Friends and family are remembering the three Michigan State University students who were killed in a shooting Monday.
They have been identified as Arielle Anderson, a junior from Grosse Point, Michigan, Brian Fraser, a sophomore also from Grosse Pointe, and Alexandria Verner, a junior from Clawson, Michigan, according to the university’s police department.
Here are their stories:
Arielle Anderson
Her aunt Chandra Davis said her family is heartbroken and struggling to deal with Anderson’s passing.
“No parent should have to bury their children. It truly hurts y’all,” she said.
Anderson’s family remembers her smile and just how hard she worked, the family told the university student paper, The State News.
“As an Angel here on Earth, Arielle was sweet and loving with an infectious smile that was very contagious. We are absolutely devastated by this heinous act of violence upon her and many other innocent victims,” her family said in a statement.
Alexandria Verner
Verner was kind, positive and “everything you’d want your daughter or friend to be,” a family friend said. She was a junior at the university studying biology, according to The State News.
“Her kindness was on display every single second you were around her,” Clawson Public Schools Superintendent Billy Shellenbarger told CNN. He is friends with the Verner family and has known Alexandria, or Alex, as he called her, since she was in kindergarten.
Verner was a fantastic three-sport athlete in volleyball, basketball and softball, as well as an excellent student who was active in many leadership groups at the school, Shellenbarger said.
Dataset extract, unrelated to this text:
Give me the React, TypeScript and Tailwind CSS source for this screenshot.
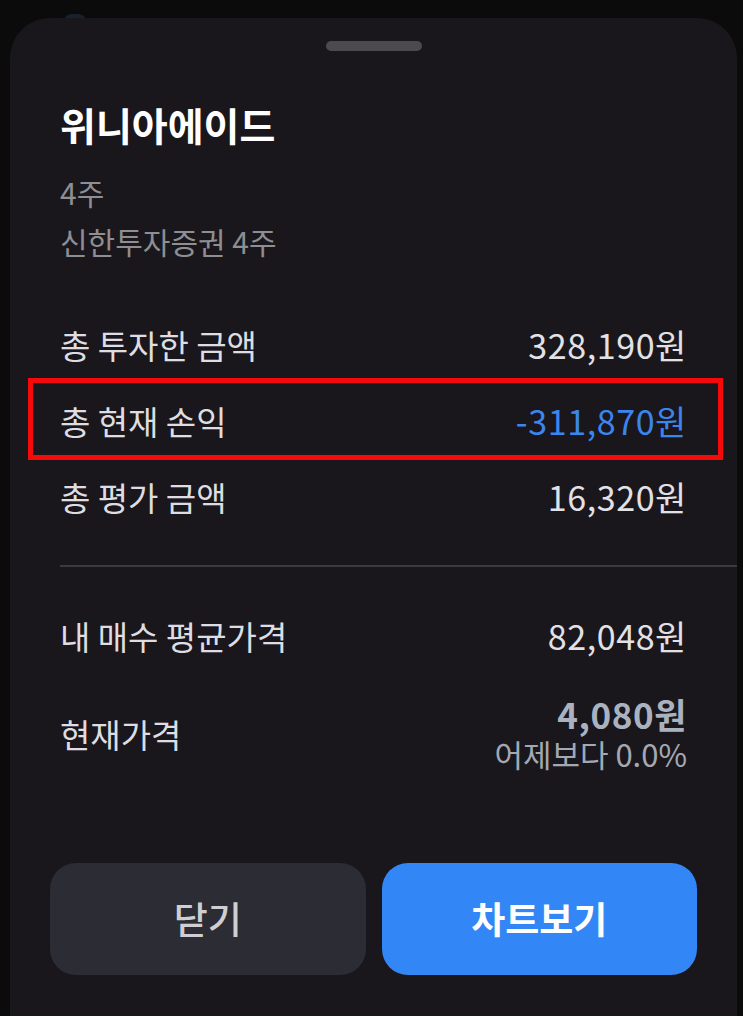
import React from "react";

const font = { fontFamily: '"Noto Sans CJK KR", "Noto Sans", sans-serif' };

function Row({ label, value, valueClass = "text-[#e2e2e6]" }: { label: string; value: string; valueClass?: string }) {
  return (
    <div className="flex h-[76px] items-center justify-between">
      <span className="text-[33px] leading-[44px] text-[#dedee2]">{label}</span>
      <span className={`text-[34px] leading-[44px] tracking-[0.6px] ${valueClass}`}>{value}</span>
    </div>
  );
}

export default function App() {
  return (
    <div className="relative h-[1016px] w-[743px] overflow-hidden bg-[#0b0b0c] pt-[18px] pl-[10px] pr-[6px]" style={font}>
      <div className="absolute left-[62px] top-[14px] h-[22px] w-[26px] rounded-full bg-[#16232e]" />
      <div className="relative h-[1040px] rounded-t-[40px] bg-[#1a171c]">
        <div className="pt-[23px]">
          <div className="mx-auto h-[10px] w-[96px] rounded-full bg-[#4b4a50]" />
        </div>
        <div className="px-[50px]">
          <div className="mt-[48px] text-[39px] font-bold leading-[50px] text-white">위니아에이드</div>
          <div className="mt-[23px] text-[30px] leading-[40px] text-[#8e8e93]">4주</div>
          <div className="mt-[9px] text-[30px] leading-[40px] text-[#8e8e93]">신한투자증권 4주</div>

          <div className="mt-[46px]">
            <Row label="총 투자한 금액" value="328,190원" />
            <div className="relative">
              <div className="pointer-events-none absolute -left-[32px] -right-[36px] -top-[5px] -bottom-[1px] border-[5px] border-[#f50a0a]" />
              <Row label="총 현재 손익" value="-311,870원" valueClass="text-[#3b86ee]" />
            </div>
            <Row label="총 평가 금액" value="16,320원" />
          </div>
        </div>

        <div className="ml-[50px] mt-[30px] h-[2px] bg-[#3a3a40]" />

        <div className="px-[50px]">
          <div className="mt-[31px]">
            <Row label="내 매수 평균가격" value="82,048원" />
          </div>
          <div className="mt-[20px] flex items-center justify-between">
            <span className="text-[33px] leading-[44px] text-[#dedee2]">현재가격</span>
            <div className="flex flex-col items-end">
              <span className="text-[35px] font-bold leading-[40px] tracking-[0.6px] text-[#aab2c0]">4,080원</span>
              <span className="text-[31px] leading-[40px] text-[#a3a9b4]">어제보다 0.0%</span>
            </div>
          </div>
        </div>

        <div className="mt-[89px] flex gap-[16px] px-[40px]">
          <button className="flex h-[112px] flex-1 items-center justify-center rounded-[26px] bg-[#2c2c34] text-[37px] font-medium text-[#cfcfd3]">
            닫기
          </button>
          <button className="flex h-[112px] flex-1 items-center justify-center rounded-[26px] bg-[#3386f5] text-[37px] font-semibold text-white">
            차트보기
          </button>
        </div>
      </div>
    </div>
  );
}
Verner’s family is “being about as strong as a human being can be in the face of this tragedy,” he added.
Brian Fraser
Fraser served as the president of the Michigan Beta Chapter of Phi Delta Theta, the fraternity said in a statement. He was a leader and a great friend to his brothers, the Greek community and the people he interacted with on campus, the fraternity said.
Fraser was studying business at the university, the student paper said. He graduated in 2021 from Grosse Pointe South High School, according to district superintendent Jon Dean.
“How is it possible that this happened in the first place, an act of senseless violence that has no place in our society and in particular no place in school?” Dean said. “But then, it touched our community not once, but twice.”